As with the first part last week – 1974 – this second episode of the trilogy adapted from the novels of David Pearce was relentlessly tense, grim, gruesome and superbly acted with – again – more twists and turns than a ballerina on crack.
Maxine Peake as Detective Helen Marshall was wonderful, and proved yet again that she is one of Britain’s most versatile and talented actors.
In case you missed it, here’s a recap and review of last night’s episode…
Recap: December 1980 Leeds – and the Ripper’s reign of terror has lasted for six years. Peter Hunter – played by Paddy Considine – Assistant Chief Constable of the Manchester Police, is asked to head up a secret Home Office Enquiry into the West Yorkshire Police’s Ripper investigation.
In 1975 Hunter was sent to investigate the Karachi Club massacre in Yorkshire in which police officers were injured, but he was unable to complete the enquiry, so this is the second time he’s been asked to examine the activities of the West Yorkshire force.
Hunter chooses Manchester detectives John Nolan (Tony Pitts) and Helen Marshall (Maxine Peake) to work alongside him.
As soon as they arrive in Leeds, Hunter and Nolan go straight into the Press Conference in which Bill Molloy – “the Badger” – finds he’s being removed as chief investigating officer and replaced by Jobson.
Hunter and his team review each of the so-called Ripper murders. Ripper Squad Detective Superintendent Bob Craven – who was skin crawlingly, menacingly played by the superb Sean Harris – was one of the coppers injured at the Karachi club shoot-out but now recovered, he’s supposed to be Hunter’s liaison officer, but seems to be doing his best to be as obstructive as possible.
Hunter outlines his theory that the West Yorkshire Police have been blindsided by the Ripper tapes, and that the man they’re looking for has already been interviewed and dismissed.
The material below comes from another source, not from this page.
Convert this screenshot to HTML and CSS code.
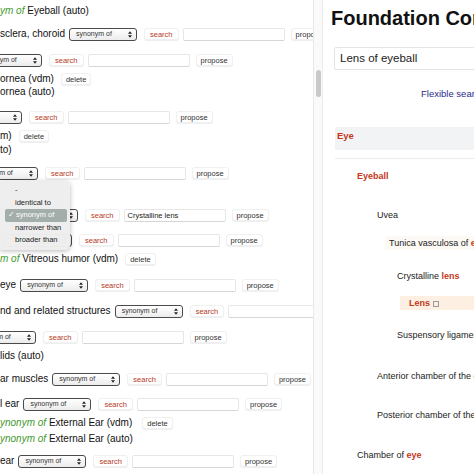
FILE: index.html
```html
<!DOCTYPE html>
<html>
<head>
<meta charset="utf-8">
<link rel="stylesheet" href="styles.css">
</head>
<body>
<div class="page">
  <div class="left">
    <div class="rows">
      <div class="row h23"><div class="line"><span class="lbl"><i class="syn">ym of</i> Eyeball (auto)</span></div></div>
      <div class="row h26"><div class="line"><span class="lbl">sclera, choroid</span><span class="sel"><span class="sel-t">synonym of</span><svg class="arr" viewBox="0 0 6 10"><path d="M3 0L6 4H0Z M3 10L0 6H6Z"/></svg></span><span class="btn srch">search</span><span class="inp"></span><span class="btn prop">propose</span></div></div>
      <div class="row h19"><div class="line"><span class="sel off26"><span class="sel-t">synonym of</span><svg class="arr" viewBox="0 0 6 10"><path d="M3 0L6 4H0Z M3 10L0 6H6Z"/></svg></span><span class="btn srch">search</span><span class="inp"></span><span class="btn prop">propose</span></div></div>
      <div class="row h13"><div class="line"><span class="lbl">ornea (vdm)</span><span class="btn del">delete</span></div></div>
      <div class="row h25"><div class="line"><span class="lbl">ornea (auto)</span></div></div>
      <div class="row h19"><div class="line"><span class="sel off46"><span class="sel-t">synonym of</span><svg class="arr" viewBox="0 0 6 10"><path d="M3 0L6 4H0Z M3 10L0 6H6Z"/></svg></span><span class="btn srch">search</span><span class="inp"></span><span class="btn prop">propose</span></div></div>
      <div class="row h14"><div class="line"><span class="lbl">m)</span><span class="btn del">delete</span></div></div>
      <div class="row h23"><div class="line"><span class="lbl">to)</span></div></div>
      <div class="row h21"><div class="line"><span class="sel off30"><span class="sel-t">synonym of</span><svg class="arr" viewBox="0 0 6 10"><path d="M3 0L6 4H0Z M3 10L0 6H6Z"/></svg></span><span class="btn srch">search</span><span class="inp"></span><span class="btn prop">propose</span></div></div>
      <div class="row h21"><div class="line"></div></div>
      <div class="row h25"><div class="line"><span class="sel ml10"><span class="sel-t">synonym of</span><svg class="arr" viewBox="0 0 6 10"><path d="M3 0L6 4H0Z M3 10L0 6H6Z"/></svg></span><span class="btn srch">search</span><span class="inp">Crystalline lens</span><span class="btn prop">propose</span></div></div>
      <div class="row h19"><div class="line"><span class="sel ml4"><span class="sel-t">synonym of</span><svg class="arr" viewBox="0 0 6 10"><path d="M3 0L6 4H0Z M3 10L0 6H6Z"/></svg></span><span class="btn srch">search</span><span class="inp"></span><span class="btn prop">propose</span></div></div>
      <div class="row h26"><div class="line"><span class="lbl"><i class="syn">m of</i> Vitreous humor (vdm)</span><span class="btn del">delete</span></div></div>
      <div class="row h26"><div class="line"><span class="lbl">eye</span><span class="sel"><span class="sel-t">synonym of</span><svg class="arr" viewBox="0 0 6 10"><path d="M3 0L6 4H0Z M3 10L0 6H6Z"/></svg></span><span class="btn srch">search</span><span class="inp"></span><span class="btn prop">propose</span></div></div>
      <div class="row h26"><div class="line"><span class="lbl">nd and related structures</span><span class="sel"><span class="sel-t">synonym of</span><svg class="arr" viewBox="0 0 6 10"><path d="M3 0L6 4H0Z M3 10L0 6H6Z"/></svg></span><span class="btn srch">search</span><span class="inp"></span><span class="btn prop">propose</span></div></div>
      <div class="row h19"><div class="line"><span class="sel off32"><span class="sel-t">synonym of</span><svg class="arr" viewBox="0 0 6 10"><path d="M3 0L6 4H0Z M3 10L0 6H6Z"/></svg></span><span class="btn srch">search</span><span class="inp"></span><span class="btn prop">propose</span></div></div>
      <div class="row h23"><div class="line"><span class="lbl">lids (auto)</span></div></div>
      <div class="row h25"><div class="line"><span class="lbl">ar muscles</span><span class="sel"><span class="sel-t">synonym of</span><svg class="arr" viewBox="0 0 6 10"><path d="M3 0L6 4H0Z M3 10L0 6H6Z"/></svg></span><span class="btn srch">search</span><span class="inp"></span><span class="btn prop">propose</span></div></div>
      <div class="row h19"><div class="line"><span class="lbl">l ear</span><span class="sel"><span class="sel-t">synonym of</span><svg class="arr" viewBox="0 0 6 10"><path d="M3 0L6 4H0Z M3 10L0 6H6Z"/></svg></span><span class="btn srch">search</span><span class="inp"></span><span class="btn prop">propose</span></div></div>
      <div class="row h16"><div class="line"><span class="lbl"><i class="syn">ynonym of</i> External Ear (vdm)</span><span class="btn del wide">delete</span></div></div>
      <div class="row h22"><div class="line"><span class="lbl"><i class="syn">ynonym of</i> External Ear (auto)</span></div></div>
      <div class="row h13"><div class="line"><span class="lbl">ear</span><span class="sel"><span class="sel-t">synonym of</span><svg class="arr" viewBox="0 0 6 10"><path d="M3 0L6 4H0Z M3 10L0 6H6Z"/></svg></span><span class="btn srch">search</span><span class="inp"></span><span class="btn prop">propose</span></div></div>
    </div>
    <div class="menu">
      <div class="mi">-</div>
      <div class="mi">identical to</div>
      <div class="mi on"><span class="chk">✓</span>synonym of</div>
      <div class="mi">narrower than</div>
      <div class="mi">broader than</div>
    </div>
  </div>
  <div class="scroll"><div class="thumb"></div></div>
  <div class="right">
    <div class="title">Foundation Concepts</div>
    <div class="search">Lens of eyeball</div>
    <div class="flex">Flexible search</div>
    <div class="tree">
      <div class="eyerow"><div class="eyeband"><b class="hit">Eye</b></div></div>
      <div class="trow t39 l1"><div class="tl"><b class="hit">Eyeball</b></div></div>
      <div class="trow t28 l2"><div class="tl">Uvea</div></div>
      <div class="trow t33 l3"><div class="tl"><span class="band faint">Tunica vasculosa of <b class="hit">eye</b></span></div></div>
      <div class="trow t27 l4"><div class="tl">Crystalline <b class="hit">lens</b></div></div>
      <div class="trow t32 l5"><div class="tl"><span class="band warm"><b class="hit">Lens</b><span class="box"></span></span></div></div>
      <div class="trow t41 l4"><div class="tl">Suspensory ligament</div></div>
      <div class="trow t39 l2"><div class="tl">Anterior chamber of the eye</div></div>
      <div class="trow t40 l2"><div class="tl">Posterior chamber of the eye</div></div>
      <div class="trow t20 l1"><div class="tl">Chamber of <b class="hit">eye</b></div></div>
    </div>
  </div>
</div>
</body>
</html>
```
FILE: styles.css
```css
* { box-sizing: border-box; }
html, body { margin: 0; padding: 0; background: #fff; }
body { width: 474px; height: 474px; overflow: hidden; font-family: "Liberation Sans", Arial, sans-serif; color: #111; }
.page { display: flex; height: 474px; }

.left { position: relative; width: 313px; flex: none; overflow: hidden; }
.rows { padding-top: 5px; }
.h13 { height: 13px; } .h14 { height: 14px; } .h16 { height: 16px; } .h19 { height: 19px; }
.h21 { height: 21px; } .h22 { height: 22px; } .h23 { height: 23px; } .h25 { height: 25px; } .h26 { height: 26px; }
.line { height: 12px; display: flex; align-items: center; white-space: nowrap; }
.lbl { font-size: 10px; line-height: 12px; flex: none; }
.syn { color: #3f9a2e; }

.sel { flex: none; width: 68px; height: 13px; margin-left: 4px; border: 1px solid #4a4a4a; border-radius: 3px;
  background: linear-gradient(#ffffff, #ececec); display: flex; align-items: center; justify-content: space-between;
  padding: 0 4px 0 6px; }
.sel-t { font-size: 7px; color: #333; line-height: 10px; }
.arr { width: 4px; height: 7px; fill: #222; }
.off26 { margin-left: -26px; } .off46 { margin-left: -46px; } .off30 { margin-left: -30px; } .off32 { margin-left: -32px; }
.ml10 { margin-left: 10px; } .ml4 { margin-left: 4px; }

.btn { flex: none; height: 12px; padding: 0 5px; font-size: 7.5px; line-height: 11px; color: #333; background: #fff;
  border: 1px solid #f0f0f0; border-radius: 3px; box-shadow: 0 1px 1px rgba(0,0,0,0.07); }
.srch { color: #b53a26; margin-left: 7px; }
.prop { margin-left: 6px; padding: 0 4px; }
.del { margin-left: 7px; padding: 0 4px; }
.del.wide { margin-left: 10px; }
.inp { flex: none; width: 102px; height: 13px; margin-left: 4px; border: 1px solid #e6e6e6; border-bottom-color: #d6d6d6;
  border-radius: 2px; background: #fff; font-size: 7.5px; line-height: 11px; padding-left: 3px; color: #222; }

.menu { position: absolute; left: -2px; top: 181px; width: 72px; padding: 3px 0; background: rgba(238,238,238,0.98);
  border-radius: 5px; box-shadow: 0 1px 5px rgba(0,0,0,0.28); }
.mi { height: 12.5px; font-size: 7.5px; line-height: 12.5px; padding-left: 17px; color: #222; white-space: nowrap; }
.mi.on { background: #a3aeab; color: #fff; margin: 0 3px 0 7px; padding-left: 3px; border-radius: 2px; }
.chk { display: inline-block; width: 8px; }

.scroll { position: relative; width: 10px; flex: none; background: #fafafa; border-left: 1px solid #e9e9e9; border-right: 1px solid #ececec; }
.thumb { position: absolute; left: 2px; top: 70px; width: 5px; height: 27px; border-radius: 3px; background: #c9c9c9; }

.right { flex: 1; min-width: 0; overflow: hidden; padding: 6px 0 0 8px; white-space: nowrap; }
.title { font-size: 20px; line-height: 24px; font-weight: bold; color: #111; }
.search { margin: 17px 0 0 3px; width: 200px; height: 23px; border: 1px solid #e4e4e4; border-radius: 2px;
  font-size: 11.5px; line-height: 21px; padding-left: 5px; color: #222; }
.flex { margin-top: 18px; padding-left: 90px; height: 12px; font-size: 9.5px; line-height: 12px; color: #2b2b8f; }

.tree { margin: 27px 0 0 4px; font-size: 9px; color: #222; }
.hit { color: #c2381c; font-weight: bold; }
.eyerow { height: 32px; padding-bottom: 8px; border-bottom: 1px solid #ececec; }
.eyeband { height: 23px; background: #f2f3f5; padding-left: 2px; line-height: 18px; font-size: 9.5px; }
.trow:nth-child(2) { margin-top: 11px; }
.t20 { height: 20px; } .t27 { height: 27px; } .t28 { height: 28px; } .t32 { height: 32px; } .t33 { height: 33px; }
.t39 { height: 39px; } .t40 { height: 40px; } .t41 { height: 41px; }
.tl { height: 12px; line-height: 12px; }
.l1 { padding-left: 22px; } .l2 { padding-left: 42px; } .l3 { padding-left: 50px; } .l4 { padding-left: 62px; } .l5 { padding-left: 65px; }
.band { display: inline-block; height: 14px; line-height: 14px; width: 200px; margin-top: -1px; vertical-align: top; }
.band.faint { background: #fdf9f5; padding-left: 4px; }
.band.warm { background: #fdf0e2; padding-left: 9px; }
.box { display: inline-block; width: 6px; height: 6px; border: 1px solid #9a9a9a; margin-left: 3px; vertical-align: middle; }
```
Hunter then receives a visit from Martin Laws, who takes him to meet a young man called BJ who suggests Hunter looks closely at the murder of Clare Strachan.
When Hunter’s team review Clare Strachan’s murder, Bob Craven says it’s irrefutably a Ripper killing based on forensic evidence. Helen points out that if it’s not a Ripper Killing, then a ‘copycat’ murderer is also at large.
Helen takes Hunter to meet Mrs Elizabeth Hall, widow of Eric Hall, a detective on the Yorkshire force who was murdered. Martin Laws is also there. Mrs Hall discloses that her late husband was involved in the publication of the porn magazine ‘Spunk’ and gives an issue to Hunter that contains photos of Clare Strachan.
Hunter decides that former PC Tommy Douglas might know more about Eric Hall’s business. Douglas was unable to return to work after the injuries he sustained in the Karachi and was therefore pensioned off. Hunter probes Douglas but gets nowhere.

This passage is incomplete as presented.